Security experts are sounding alarms. “We’ve entered the era of ‘wrong house, right seed phrase,’” said Chainalysis investigator Erin Plante. “High-net-worth holders who store eight-figure sums at home without commercial-grade custody are walking targets.” The victim reportedly kept 90% of his net worth in self-custody after distrusting centralized exchanges post-FTX.
Amazon quickly distanced itself, confirming the uniform and van wrap were counterfeit and the tracking number used was cloned from a real delivery two blocks away. The company is now cooperating with authorities and quietly rolling out new driver-authentication QR codes nationwide.

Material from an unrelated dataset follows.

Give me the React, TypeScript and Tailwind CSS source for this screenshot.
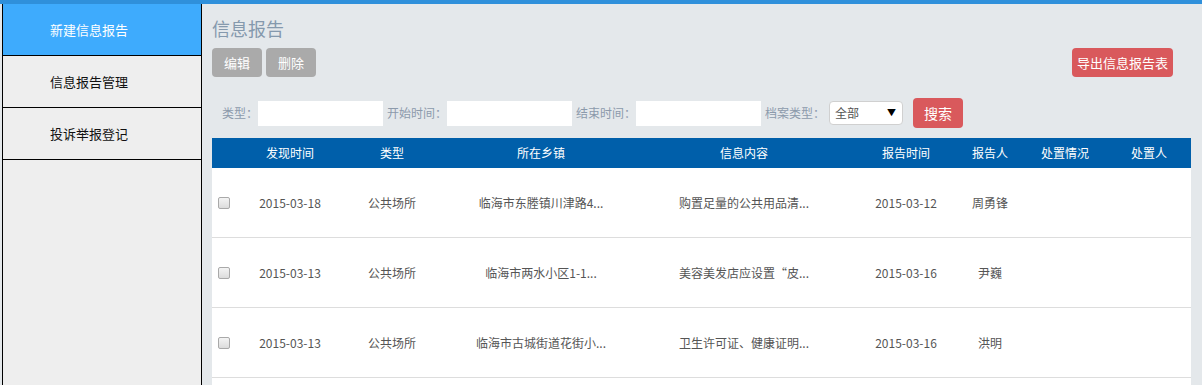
const menu = ['新建信息报告', '信息报告管理', '投诉举报登记'];

const columns = [
  { label: '', w: 'w-[33px]' },
  { label: '发现时间', w: 'w-[90px]' },
  { label: '类型', w: 'w-[114px]' },
  { label: '所在乡镇', w: 'w-[184px]' },
  { label: '信息内容', w: 'w-[222px]' },
  { label: '报告时间', w: 'w-[102px]' },
  { label: '报告人', w: 'w-[66px]' },
  { label: '处置情况', w: 'w-[84px]' },
  { label: '处置人', w: 'w-[84px]' },
];

const rows = [
  ['2015-03-18', '公共场所', '临海市东塍镇川津路4...', '购置足量的公共用品清...', '2015-03-12', '周勇锋', '', ''],
  ['2015-03-13', '公共场所', '临海市两水小区1-1...', '美容美发店应设置“皮...', '2015-03-16', '尹巍', '', ''],
  ['2015-03-13', '公共场所', '临海市古城街道花街小...', '卫生许可证、健康证明...', '2015-03-16', '洪明', '', ''],
  ['', '', '', '', '', '', '', ''],
];

const Field = ({ label, width = 'w-[125px]' }: { label: string; width?: string }) => (
  <div className="flex items-center">
    <span className="text-[12px] text-[#8c9aab] whitespace-nowrap">{label}</span>
    <div className={`${width} h-[25px] bg-white`} />
  </div>
);

const Checkbox = () => (
  <span className="block w-[12px] h-[12px] rounded-[2px] border border-[#a9a9a9] bg-gradient-to-b from-[#f4f4f4] to-[#dcdcdc]" />
);

export default function App() {
  return (
    <div
      className="w-[1202px] h-[385px] overflow-hidden bg-[#e4e8eb] flex flex-col"
      style={{ fontFamily: '"Noto Sans CJK SC", "Microsoft YaHei", sans-serif' }}
    >
      <div className="h-[4px] bg-[#2f90db] shrink-0" />
      <div className="flex flex-1 min-h-0">
        {/* sidebar */}
        <div className="ml-[2px] w-[200px] bg-[#eeeeee] border-l border-r border-black shrink-0 flex flex-col">
          {menu.map((m, i) => (
            <div
              key={m}
              className={`h-[52px] border-b border-black flex items-center pl-[47px] text-[13px] ${
                i === 0 ? 'bg-[#3eabfd] text-white' : 'text-[#111]'
              }`}
            >
              {m}
            </div>
          ))}
        </div>

        {/* main */}
        <div className="flex-1 pl-[10px] pr-[11px] flex flex-col">
          <div className="pt-[11px] text-[18px] leading-[26px] text-[#8599ad]">信息报告</div>

          <div className="mt-[7px] flex items-center justify-between">
            <div className="flex gap-[4px]">
              <button className="h-[29px] px-[12px] rounded-[4px] bg-[#aaaaaa] text-white text-[13px]">编辑</button>
              <button className="h-[29px] px-[12px] rounded-[4px] bg-[#aaaaaa] text-white text-[13px]">删除</button>
            </div>
            <button className="mr-[18px] h-[29px] px-[5px] rounded-[4px] bg-[#d9595c] text-white text-[13px]">
              导出信息报告表
            </button>
          </div>

          <div className="mt-[21px] pl-[10px] flex items-center gap-[4px]">
            <Field label="类型：" />
            <Field label="开始时间：" />
            <Field label="结束时间：" />
            <div className="flex items-center">
              <span className="text-[12px] text-[#8c9aab] whitespace-nowrap">档案类型：</span>
              <div className="ml-[4px] w-[74px] h-[24px] bg-white rounded-[4px] border border-[#d0d0d0] flex items-center justify-between pl-[5px] pr-[6px]">
                <span className="text-[12px] text-[#555]">全部</span>
                <span className="text-[9px] text-black">▼</span>
              </div>
            </div>
            <button className="ml-[6px] h-[30px] w-[50px] rounded-[4px] bg-[#d9595c] text-white text-[14px]">搜索</button>
          </div>

          <div className="mt-[10px] w-[979px]">
            <div className="flex h-[30px] bg-[#005faa] text-white text-[12px]">
              {columns.map((c, i) => (
                <div key={i} className={`${c.w} flex items-center justify-center`}>
                  {c.label}
                </div>
              ))}
            </div>
            {rows.map((r, ri) => (
              <div key={ri} className="flex h-[70px] bg-white border-b border-[#dddddd] text-[12px] text-[#555]">
                <div className="w-[33px] flex items-center pl-[6px]">{r[0] && <Checkbox />}</div>
                {r.map((cell, ci) => (
                  <div key={ci} className={`${columns[ci + 1].w} flex items-center justify-center whitespace-nowrap`}>
                    {cell}
                  </div>
                ))}
              </div>
            ))}
          </div>
        </div>
      </div>
    </div>
  );
}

As of November 25, the stolen funds have been frozen on multiple exchanges thanks to rapid alerts from TRM Labs and Merkle Science, but roughly $2.4 million has already been converted to Monero and is considered unrecoverable. A reward of $500,000, funded jointly by Coinbase and local crypto donors, is now offered for information leading to arrests.
For San Francisco’s crypto elite, the message is chilling: seed phrases hidden behind million-dollar doors are no longer safe when criminals graduate from keyboards to Kevlar. The city that birthed Web3 may have just witnessed its first old-school stick-up in the new digital gold rush.